Leigh Eric Schmidt rebuilds the history of American secularism from the ground up, giving flesh and blood to these outspoken infidels, including itinerant lecturer Samuel Porter Putnam; rough-edged cartoonist Watson Heston; convicted blasphemer Charles B. Reynolds; and atheist sex reformer Elmina D. Slenker. He describes their everyday confrontations with devout neighbors and evangelical ministers, their strained efforts at civility alongside their urge to ridicule and offend their Christian compatriots. Schmidt examines the multilayered world of social exclusion, legal jeopardy, yet also civic acceptance in which American atheists and secularists lived. He shows how it was only in the middle decades of the twentieth century that nonbelievers attained a measure of legal vindication, yet even then they often found themselves marginalized on the edges of a God-trusting, Bible-believing nation.

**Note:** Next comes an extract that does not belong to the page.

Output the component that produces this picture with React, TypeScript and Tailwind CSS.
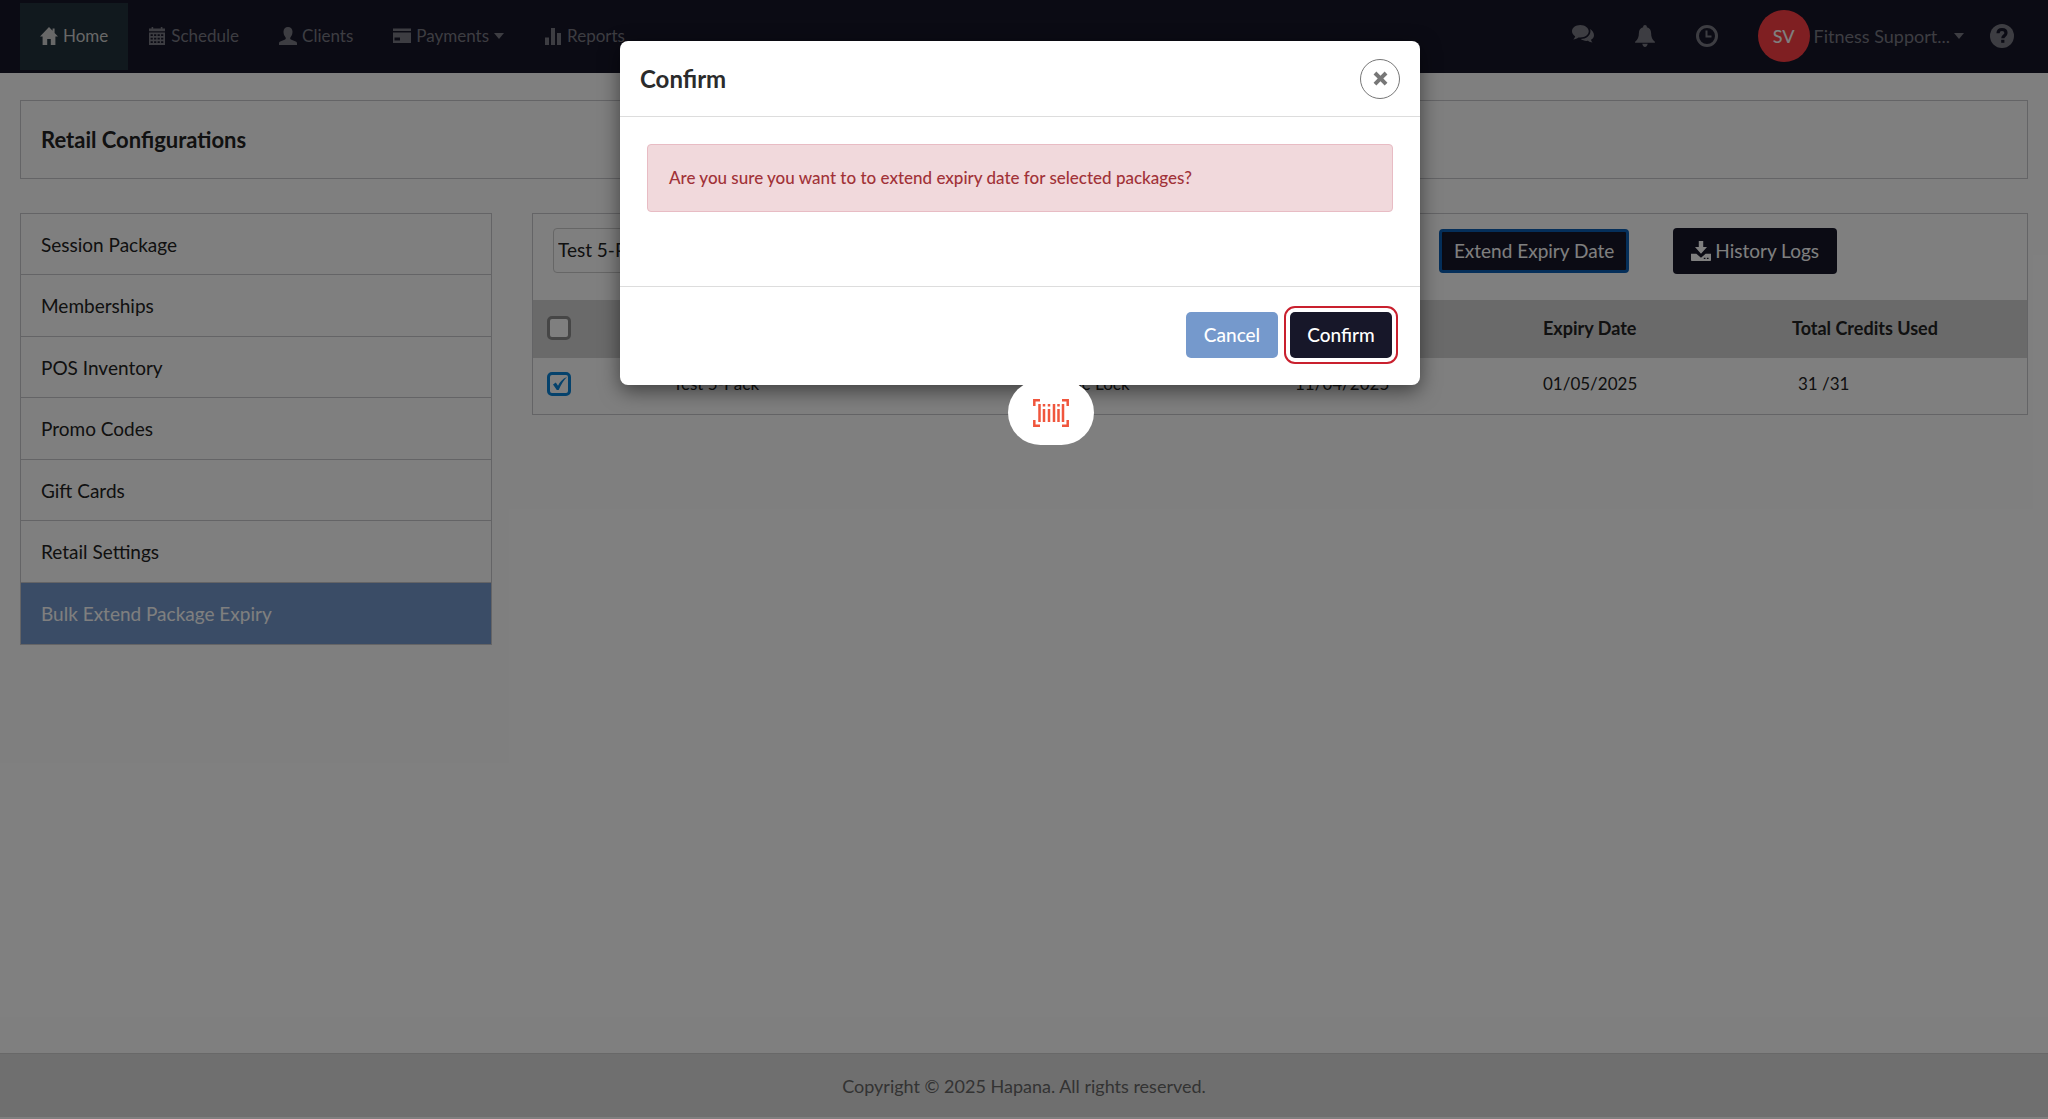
import type { ReactNode } from "react";

const navLinks = [
  { label: "Home", icon: <HomeIcon />, active: true, caret: false },
  { label: "Schedule", icon: <CalendarIcon />, active: false, caret: false },
  { label: "Clients", icon: <UserIcon />, active: false, caret: false },
  { label: "Payments", icon: <CardIcon />, active: false, caret: true },
  { label: "Reports", icon: <ChartIcon />, active: false, caret: false },
];

const sections = [
  "Session Package",
  "Memberships",
  "POS Inventory",
  "Promo Codes",
  "Gift Cards",
  "Retail Settings",
  "Bulk Extend Package Expiry",
];

const activeSection = "Bulk Extend Package Expiry";

function Icon({ size, children }: { size: number; children: ReactNode }) {
  return (
    <svg width={size} height={size} viewBox="0 0 18 18" fill="currentColor" className="shrink-0" aria-hidden="true">
      {children}
    </svg>
  );
}

function HomeIcon() {
  return (
    <Icon size={18}>
      <path d="M9 0 0 9.6h2.6V18h4.6v-6h3.6v6h4.6V9.6H18L14.6 6V1.6h-2V3.8z" />
    </Icon>
  );
}

function CalendarIcon() {
  return (
    <Icon size={18}>
      <path d="M3.6 0h1.6v1.4h7.6V0h1.600v1.4H17v2.800H1V1.400h2.600z" />
      <path
        fillRule="evenodd"
        d="M1 5.600h16V18H1zM2.600 7.200v1.800h2.200V7.200zm3.500 0v1.800h2.200V7.200zm3.500 0v1.800h2.200V7.200zm3.500 0v1.800h2.200V7.200zM2.600 10.700v1.800h2.200v-1.800zm3.500 0v1.800h2.200v-1.800zm3.500 0v1.800h2.200v-1.800zm3.500 0v1.800h2.200v-1.800zM2.600 14.200V16h2.200v-1.800zm3.500 0V16h2.200v-1.800zm3.500 0V16h2.200v-1.800zm3.500 0V16h2.200v-1.800z"
      />
    </Icon>
  );
}

function UserIcon() {
  return (
    <Icon size={18}>
      <path d="M9 0C6.300 0 4.500 1.900 4.500 4.600c0 2 .5 4.100 1.800 5.500.8.900.6 2-.2 2.400L1.300 14.600C.4 15 0 15.500 0 16.400V18h18v-1.600c0-.9-.4-1.400-1.300-1.800l-4.800-2.100c-.8-.4-1-1.500-.2-2.400 1.300-1.400 1.800-3.500 1.800-5.500C13.500 1.900 11.700 0 9 0z" />
    </Icon>
  );
}

function CardIcon() {
  return (
    <Icon size={18}>
      <path d="M0 1.500h18v2.500H0z" />
      <path fillRule="evenodd" d="M0 5.500h18V16H0zM1.500 10.500v3h5.500v-3z" />
    </Icon>
  );
}

function ChartIcon() {
  return (
    <Icon size={18}>
      <path d="M1 10.500h4V18H1zM7 1h4v17H7zM13 6h4v12h-4z" />
    </Icon>
  );
}

function CommentsIcon() {
  return (
    <Icon size={22}>
      <path d="M6.800 0C3 0 0 2.300 0 5.200c0 1.700 1 3.200 2.600 4.100-.2 1-.8 1.800-1.600 2.500 1.700-.1 3.200-.7 4.300-1.600.5.100 1 .1 1.500.1 3.800 0 6.900-2.300 6.900-5.100S10.600 0 6.800 0z" />
      <path d="M14.800 3.200c.2.600.3 1.200.3 1.900 0 3.400-3.500 6.300-8 6.400 1.200 1 2.900 1.500 4.800 1.500.4 0 .8 0 1.200-.1 1 .8 2.300 1.300 3.700 1.400-.7-.6-1.100-1.300-1.300-2.200C17 11.300 18 10 18 8.400c0-2.200-1.300-4.200-3.200-5.200z" />
    </Icon>
  );
}

function BellIcon() {
  return (
    <Icon size={22}>
      <path d="M9 0c-.9 0-1.500.6-1.500 1.500v.4C5.200 2.500 4 4.300 4 6.500c0 3.500-.9 5.200-2.900 7-.2.200-.4.500-.1 1h16c.3-.5.100-.8-.1-1-2-1.800-2.900-3.500-2.900-7 0-2.200-1.200-4-3.500-4.600v-.4C10.500.6 9.900 0 9 0zM6.800 15.300c.2 1.500 1 2.700 2.200 2.700s2-1.200 2.200-2.700z" />
    </Icon>
  );
}

function ClockIcon() {
  return (
    <svg width="22" height="22" viewBox="0 0 22 22" fill="none" stroke="currentColor" strokeWidth="3" aria-hidden="true">
      <circle cx="11" cy="11" r="9.500" />
      <path d="M10.500 5.500v6h5" strokeWidth="2" />
    </svg>
  );
}

function HelpIcon() {
  return (
    <svg width="24" height="24" viewBox="0 0 24 24" fill="currentColor" aria-hidden="true">
      <circle cx="12" cy="12" r="12" />
      <path d="M8 9.200C8.100 6.800 9.700 5.500 12 5.500s4 1.300 4 3.400c0 2.700-3.200 2.800-3.200 5.300" fill="none" stroke="#161629" strokeWidth="3.200" />
      <path d="M11.200 15.800h3.200V18.800h-3.200z" fill="#161629" />
    </svg>
  );
}

function Caret() {
  return (
    <svg width="10" height="6" viewBox="0 0 10 6" fill="currentColor" aria-hidden="true">
      <path d="M0 0h10L5 6z" />
    </svg>
  );
}

function SaveIcon() {
  return (
    <Icon size={20}>
      <path d="M7 0h4v5.500h3.400L9 11.500 3.600 5.500H7z" />
      <path fillRule="evenodd" d="M0 11.500h4.800L9 15l4.200-3.500H18V17c0 .6-.4 1-1 1H1c-.6 0-1-.4-1-1zm11.500 3.500v1.200h1.500V15zm2.800 0v1.200h1.500V15z" />
    </Icon>
  );
}

function Navbar() {
  return (
    <header className="flex h-[73px] items-center justify-between bg-[#161629] px-5 text-[#7b7b84]">
      <nav className="flex text-[17px]">
        {navLinks.map((link) => (
          <a
            key={link.label}
            href="#"
            className={`flex h-[67px] items-center gap-[5px] px-5 pb-0.5 ${link.active ? "bg-[#22323c] text-[#d0d0d0]" : ""}`}
          >
            {link.icon}
            {link.label}
            {link.caret && <Caret />}
          </a>
        ))}
      </nav>
      <div className="flex items-center gap-10 pr-3.5 pb-0.5 text-lg">
        <button type="button" aria-label="Messages">
          <CommentsIcon />
        </button>
        <button type="button" aria-label="Notifications">
          <BellIcon />
        </button>
        <button type="button" aria-label="Recent activity">
          <ClockIcon />
        </button>
        <div className="flex items-center gap-[26px]">
          <button type="button" className="flex items-center gap-1">
            <span className="flex size-[52px] items-center justify-center rounded-full bg-[#ff3e44] font-medium text-white">SV</span>
            <span>Fitness Support...</span>
            <Caret />
          </button>
          <button type="button" aria-label="Help">
            <HelpIcon />
          </button>
        </div>
      </div>
    </header>
  );
}

function Sidebar() {
  return (
    <nav className="grid min-h-[432px] w-[472px] shrink-0 auto-rows-fr border border-[#c8c8cc] text-[19px]">
      {sections.map((section) => (
        <a
          key={section}
          href="#"
          className={`flex items-center border-b border-[#c8c8cc] px-5 pt-0.5 last:border-b-0 ${
            section === activeSection ? "bg-[#7599cc] text-white" : "text-[#222222]"
          }`}
        >
          {section}
        </a>
      ))}
    </nav>
  );
}

function Checkbox({ label, checked = false }: { label: string; checked?: boolean }) {
  return (
    <span className="relative block size-6">
      <input
        type="checkbox"
        aria-label={label}
        defaultChecked={checked}
        className="peer block size-6 appearance-none rounded-[5px] border-[3px] border-[#8c8c8c] bg-white checked:border-[#0a84d8]"
      />
      <svg
        viewBox="0 0 24 24"
        className="pointer-events-none absolute inset-0 hidden text-[#0a84d8] peer-checked:block"
        fill="currentColor"
        aria-hidden="true"
      >
        <path d="M6 12.500 8.800 10.500l2.200 3.200C12.800 10 15.500 6.800 20 5c-3.200 3.300-5.800 7.300-8.300 13h-1.900z" />
      </svg>
    </span>
  );
}

function PackageTable() {
  return (
    <table className="w-full table-fixed text-left text-[#222222]">
      <colgroup>
        <col className="w-[126px]" />
        <col />
        <col className="w-[244px]" />
        <col className="w-[248px]" />
        <col className="w-[249px]" />
        <col className="w-[249px]" />
      </colgroup>
      <thead className="text-lg">
        <tr className="h-[58px] bg-[#d4d4d4]">
          <th className="pb-0.5 pl-3.5">
            <Checkbox label="Select all packages" />
          </th>
          <th aria-label="Package" />
          <th aria-label="Client" />
          <th aria-label="Start date" />
          <th className="pb-0.5 pl-3.5">Expiry Date</th>
          <th className="pb-0.5 pl-3.5">Total Credits Used</th>
        </tr>
      </thead>
      <tbody className="text-[17px]">
        <tr className="h-14">
          <td className="pb-1 pl-3.5">
            <Checkbox label="Select Test 5-Pack" checked />
          </td>
          <td className="pb-1 pl-3.5">Test 5-Pack</td>
          <td className="pb-1 pl-5">Jane Lock</td>
          <td className="pb-1 pl-3.5">11/04/2025</td>
          <td className="pb-1 pl-3.5">01/05/2025</td>
          <td className="pb-1 pl-5">31 /31</td>
        </tr>
      </tbody>
    </table>
  );
}

function PackagePanel() {
  return (
    <section className="min-w-0 flex-1 self-start border border-[#c8c8cc]">
      <div className="flex h-[86px] items-start px-5 pt-3.5 text-[19px]">
        <select aria-label="Package" className="h-[45px] w-[420px] appearance-none rounded border border-[#cccccc] bg-white px-1 text-[#222222]">
          <option>Test 5-Pack</option>
        </select>
        <div className="ml-auto flex items-center gap-11 pr-[170px] text-white">
          <button type="button" className="h-11 rounded border-[3px] border-[#0a5fb4] bg-[#161629] px-3">
            Extend Expiry Date
          </button>
          <button type="button" className="flex h-[46px] items-center gap-1 rounded bg-[#161629] px-[18px]">
            <SaveIcon />
            History Logs
          </button>
        </div>
      </div>
      <PackageTable />
    </section>
  );
}

function CloseIcon() {
  return (
    <svg width="15" height="15" viewBox="0 0 16 16" fill="currentColor" aria-hidden="true">
      <path d="M3.600.6 8 5 12.400.6l3 3L11 8l4.400 4.400-3 3L8 11l-4.400 4.400-3-3L5 8 .6 3.600z" />
    </svg>
  );
}

function ConfirmDialog() {
  return (
    <div
      role="dialog"
      aria-modal="true"
      aria-labelledby="confirm-title"
      className="w-[800px] max-w-full rounded-lg bg-white shadow-[0_6px_20px_rgba(0,0,0,0.5)]"
    >
      <div className="flex h-[76px] items-center justify-between border-b border-[#dddddd] px-5">
        <h2 id="confirm-title" className="text-2xl font-bold text-[#2b2b2b]">
          Confirm
        </h2>
        <button
          type="button"
          aria-label="Close"
          className="flex size-10 items-center justify-center rounded-full border border-[#777777] text-[#777777]"
        >
          <CloseIcon />
        </button>
      </div>
      <div className="px-[27px] pt-[27px] pb-[74px]">
        <div
          role="alert"
          className="flex h-[68px] items-center rounded border border-[#e8bcc4] bg-[#f1d9dc] px-[21px] text-[17px] font-medium text-[#a13238]"
        >
          Are you sure you want to to extend expiry date for selected packages?
        </div>
      </div>
      <div className="flex justify-end gap-3 border-t border-[#dddddd] px-7 pt-[25px] pb-[27px] text-[19px] font-medium text-white">
        <button type="button" className="h-[46px] w-[92px] rounded-[5px] bg-[#7599cc]">
          Cancel
        </button>
        <button type="button" className="h-[46px] w-[102px] rounded-[5px] bg-[#171729] outline-2 outline-offset-4 outline-[#c9202e]">
          Confirm
        </button>
      </div>
    </div>
  );
}

function ScannerIcon() {
  return (
    <svg width="36" height="28" viewBox="0 0 36 28" fill="none" stroke="#f0563d" strokeWidth="2.500" aria-hidden="true">
      <path d="M7 1.300H1.300V7M29 1.300h5.700V7M7 26.700H1.300V21M29 26.700h5.700V21" />
      <path d="M6.500 5v18M11 10v13M16 10v13M21 5v18M25.500 10v13M30 5v18M11 5v2.500M16 5v2.500M25.500 5v2.500" />
    </svg>
  );
}

export default function App() {
  return (
    <div className="relative flex min-h-screen flex-col bg-white font-['Lato',sans-serif]">
      <Navbar />
      <main className="flex-1 px-5 pt-[27px]">
        <div className="border border-[#c8c8cc] px-5 pt-6 pb-[23px]">
          <h1 className="text-[22px] leading-[30px] font-bold text-[#222222]">Retail Configurations</h1>
        </div>
        <div className="mt-[34px] flex gap-10">
          <Sidebar />
          <PackagePanel />
        </div>
      </main>
      <footer className="mb-0.5 flex h-16 items-center justify-center border-t border-[#d0d0d0] bg-[#dfdfdf] text-lg text-[#666666]">
        Copyright © 2025 Hapana. All rights reserved.
      </footer>

      <div className="absolute inset-0 flex items-start justify-center bg-black/50 pt-[41px] pr-2">
        <ConfirmDialog />
      </div>
      <div className="absolute top-[380px] left-[1008px] flex h-[65px] w-[86px] items-center justify-center rounded-full bg-white">
        <ScannerIcon />
      </div>
    </div>
  );
}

Village Atheists reveals how the secularist vision for the United States proved to be anything but triumphant and age-defining for a country where faith and citizenship were—and still are—routinely interwoven.
PUBLISHERS WEEKLY
Despite widespread invocations of the separation of church and state in the United States, "the upper hand very much belongs to the God-affirming, not the God-denying, in American civic life," according to historian Schmidt (Heaven's Bride), who persuasively argues that the citizenship of atheists in America has been suspect from the colonial period and remains unresolved to the present day. The book offers biographical sketches of four exemplary "village atheist" types whose uneven fortunes are chronicled in a nuanced exploration of the lived reality of nonbelief in a nation of the faithful. Readers are introduced to Samuel Porter Putnam (1838 1896), a minister who wrestled with faith on his journey to secularism; Watson Heston (1846 1905), a political cartoonist whose anti-religious art enjoyed far more success than its creator; Charles B. Reynolds (1832 1896), whose experience as a revivalist preacher led to fiery notoriety on the secular lecture circuit; and finally Elmina Drake Slenker (1827 1908), whose atheist beliefs combined with her sexual radicalism brought her to the attention of moral crusader Anthony Comstock. Schmidt, a historian of religion, approaches his subject with the confidence of an expert well-grounded in his sources. He's sensitive to the intersection of secular identity with the politics of race, class, and gender. Framed by a robust introduction and conclusion that provide a pre- and post-history of 19th-century atheism, this well-written and lively text will be of interest to both scholars and more general readers with an interest in American irreligion.